Stories of child exploitation steer influencers bill at MN Capitol in new direction

Minnesota lawmakers set out to protect the bank accounts of child influencers this year and stumbled into a worse type of exploitation.

A bill initially designed to make sure kids get paid for contributing to social media content took a sharp turn this week to keep kids out of profitable content altogether if they’re under the age of 14.

Using kids to sell products on social media has become a $1 billion industry. But laws protecting those kids are mostly stuck in the last century, before Instagram, Facebook and Twitter and even MySpace existed.

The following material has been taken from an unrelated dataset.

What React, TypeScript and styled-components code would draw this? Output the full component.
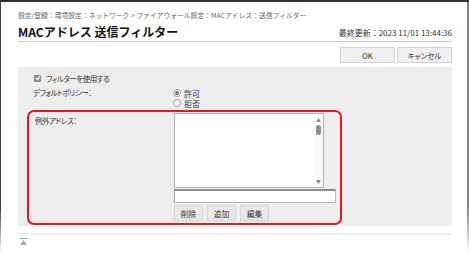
import React from "react";
import styled, { createGlobalStyle } from "styled-components";

const GlobalStyle = createGlobalStyle`
  html, body { margin: 0; padding: 0; background: #fff; }
  body { font-family: "Noto Sans CJK JP", "Noto Sans", sans-serif; }
  * { box-sizing: border-box; }
`;

const Frame = styled.div`
  position: relative;
  width: 469px;
  height: 254px;
  overflow: hidden;
  border-top: 2px solid #333;
  padding: 7px 17px 0 18px;
  background: #fff;
  &::before {
    content: "";
    position: absolute;
    left: 0;
    top: 0;
    bottom: 0;
    width: 1px;
    background: linear-gradient(to bottom, #444 0%, #444 82%, rgba(68,68,68,0) 100%);
  }
  &::after {
    content: "";
    position: absolute;
    right: 0;
    top: 0;
    bottom: 0;
    width: 2px;
    background: linear-gradient(to bottom, #808080 0%, #808080 80%, rgba(128,128,128,0) 100%);
  }
`;

const Breadcrumb = styled.div`
  font-size: 6.8px;
  line-height: 12px;
  height: 12px;
  color: #666;
  white-space: nowrap;
`;

const HeaderRow = styled.div`
  margin-top: 3px;
  display: flex;
  justify-content: space-between;
  align-items: flex-end;
  border-bottom: 1px solid #ccc;
  padding-bottom: 2px;
`;

const Title = styled.h1`
  margin: 0;
  font-size: 12px;
  line-height: 15px;
  font-weight: 700;
  color: #111;
`;

const Updated = styled.div`
  font-size: 8px;
  line-height: 10px;
  color: #333;
  padding-bottom: 1px;
  white-space: nowrap;
`;

const ButtonRow = styled.div`
  margin-top: 5px;
  display: flex;
  justify-content: flex-end;
  gap: 2px;
`;

const MainButton = styled.button`
  width: 55px;
  height: 16px;
  padding: 0;
  background: #efefef;
  border: 1px solid #d2d2d2;
  font-family: inherit;
  font-size: 7.5px;
  font-feature-settings: "palt";
  color: #333;
`;

const Panel = styled.div`
  margin-top: 4px;
  background: #eeeeee;
  padding: 5px 0 1px 9px;
`;

const CheckRow = styled.label`
  height: 12px;
  display: flex;
  align-items: center;
  gap: 5px;
  padding-left: 7px;
  font-size: 7.5px;
  font-feature-settings: "palt";
  letter-spacing: -0.5px;
  color: #333;
`;

const CheckBox = styled.span`
  width: 7px;
  height: 7px;
  border-radius: 1px;
  background: #8c8c8c;
  display: flex;
  align-items: center;
  justify-content: center;
`;

const FieldGrid = styled.div<{ $label: number }>`
  display: grid;
  grid-template-columns: ${(p) => p.$label}px 1fr;
  align-items: start;
`;

const PolicyRow = styled(FieldGrid)`
  margin-top: 4px;
  padding-left: 6px;
`;

const Label = styled.div<{ $top?: number }>`
  font-size: 7.5px;
  line-height: 10px;
  color: #333;
  font-feature-settings: "palt";
  letter-spacing: -0.5px;
  margin-top: ${(p) => p.$top ?? 0}px;
`;

const RadioGroup = styled.div`
  display: flex;
  flex-direction: column;
`;

const RadioItem = styled.label`
  height: 10px;
  display: flex;
  align-items: center;
  gap: 3px;
  font-size: 8px;
  color: #333;
`;

const RadioCircle = styled.span<{ $on?: boolean }>`
  width: 8px;
  height: 8px;
  border-radius: 50%;
  border: 1px solid #9a9a9a;
  background: #fff;
  display: flex;
  align-items: center;
  justify-content: center;
  &::after {
    content: "";
    width: 4px;
    height: 4px;
    border-radius: 50%;
    background: ${(p) => (p.$on ? "#7a7a7a" : "transparent")};
  }
`;

const Highlight = styled(FieldGrid)`
  margin-top: 2px;
  width: 315px;
  border: 2px solid #e8141e;
  border-radius: 7px;
  padding: 1px 4px 2px 6px;
`;

const ValueColumn = styled.div`
  display: flex;
  flex-direction: column;
  align-items: flex-start;
`;

const ListBox = styled.div`
  width: 150px;
  height: 75px;
  background: #fff;
  border: 1px solid #b4b4b4;
  display: flex;
`;

const ListArea = styled.div`
  flex: 1;
`;

const ScrollBar = styled.div`
  width: 9px;
  display: flex;
  flex-direction: column;
  align-items: center;
  padding: 4px 0 3px;
  background: #fbfbfb;
`;

const Thumb = styled.div`
  margin-top: 3px;
  width: 5px;
  height: 10px;
  border-radius: 3px;
  background: #8f8f8f;
`;

const Spacer = styled.div`
  flex: 1;
`;

const TextInput = styled.div`
  margin-top: 1px;
  width: 162px;
  height: 14px;
  background: #fff;
  border: 1px solid #b8b8b8;
  border-top: 2px solid #8e8e8e;
  border-left-color: #a0a0a0;
`;

const ActionRow = styled.div`
  margin-top: 2px;
  display: flex;
  gap: 4px;
`;

const SmallButton = styled.button`
  width: 29px;
  height: 16px;
  padding: 0;
  background: #e8e8e8;
  border: 1px solid #d6d6d6;
  font-family: inherit;
  font-size: 7.8px;
  color: #333;
`;

const Divider = styled.div`
  margin-top: 7px;
  height: 2px;
  background: #efefef;
`;

const TopLink = styled.div`
  margin: 3px 0 0 2px;
  width: 7px;
  height: 7px;
  display: flex;
`;

const Arrow = ({ up }: { up?: boolean }) => (
  <svg width="5" height="4" viewBox="0 0 5 4">
    <polygon points={up ? "2.5,0 5,4 0,4" : "0,0 5,0 2.5,4"} fill="#888" />
  </svg>
);

export default function App() {
  return (
    <>
      <GlobalStyle />
      <Frame>
        <Breadcrumb>
          設定/登録：環境設定：ネットワーク &gt; ファイアウォール設定：MACアドレス：送信フィルター
        </Breadcrumb>
        <HeaderRow>
          <Title>MACアドレス 送信フィルター</Title>
          <Updated>最終更新：2023 11/01 13:44:36</Updated>
        </HeaderRow>
        <ButtonRow>
          <MainButton>OK</MainButton>
          <MainButton>キャンセル</MainButton>
        </ButtonRow>
        <Panel>
          <CheckRow>
            <CheckBox>
              <svg width="6" height="6" viewBox="0 0 6 6">
                <polyline points="1,3 2.4,4.5 5,1.3" fill="none" stroke="#fff" strokeWidth="1.2" />
              </svg>
            </CheckBox>
            フィルターを使用する
          </CheckRow>
          <PolicyRow $label={140}>
            <Label>デフォルトポリシー：</Label>
            <RadioGroup>
              <RadioItem>
                <RadioCircle $on />
                許可
              </RadioItem>
              <RadioItem>
                <RadioCircle />
                拒否
              </RadioItem>
            </RadioGroup>
          </PolicyRow>
          <Highlight $label={139}>
            <Label $top={3}>例外アドレス：</Label>
            <ValueColumn>
              <ListBox>
                <ListArea />
                <ScrollBar>
                  <Arrow up />
                  <Thumb />
                  <Spacer />
                  <Arrow />
                </ScrollBar>
              </ListBox>
              <TextInput />
              <ActionRow>
                <SmallButton>削除</SmallButton>
                <SmallButton>追加</SmallButton>
                <SmallButton>編集</SmallButton>
              </ActionRow>
            </ValueColumn>
          </Highlight>
        </Panel>
        <Divider />
        <TopLink>
          <svg width="7" height="7" viewBox="0 0 7 7">
            <rect x="0" y="0" width="7" height="1" fill="#999" />
            <polygon points="3.5,2 7,7 0,7" fill="#aaa" />
          </svg>
        </TopLink>
      </Frame>
    </>
  );
}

So across the country, lawmakers are scrambling to close the gaps and protect children from financial exploitation.

Almost as soon as Rep. Zack Stephenson, DFL-Coon Rapids, introduced his bill to make sure kids get paid when adults use them to create profitable content, he read about something worse and shared it widely.

"There's a lot of really disgusting, concerning things happening online to our kids," said Rep. Harry Niska after reading a story from the New York Times. 

Their team dug into social media accounts where adults got paid to share photos and video of their young children, mostly consumed by older men.

"Photos show a bright, bubbly girl modeling evening dresses, high-end workout gear, and dance leotards," said Stephenson, referring to the article. "She has more than 100,000 followers, some so enthusiastic about her post that they paid $9.99 a month for more photos."

Stephenson changed his bill to keep kids under 14 from being involved in social media for profit.

"Minnesota has a child labor law already that says you can't work under the age of 14, with limited exceptions," he said.

Kids between 14 and 17 could still create content for cash — on their own or with an adult’s help. But legislators seem united in working to push back against exploitation.

"This is a vile, unconscionable situation that has to stop," said Stephenson.

"I hope every parent out there is listening and taking action," Niska said.

"The very least that we can do is include some parameters and allow them a semblance of a childhood before they're thrown out in it, you know, to the wolves of social media," said Rep. Carlie Kotyza-Witthuhn, DFL-Eden Prairie.

None of the stories of exploitation have happened in Minnesota, but legislators believe it’s happened, or it will.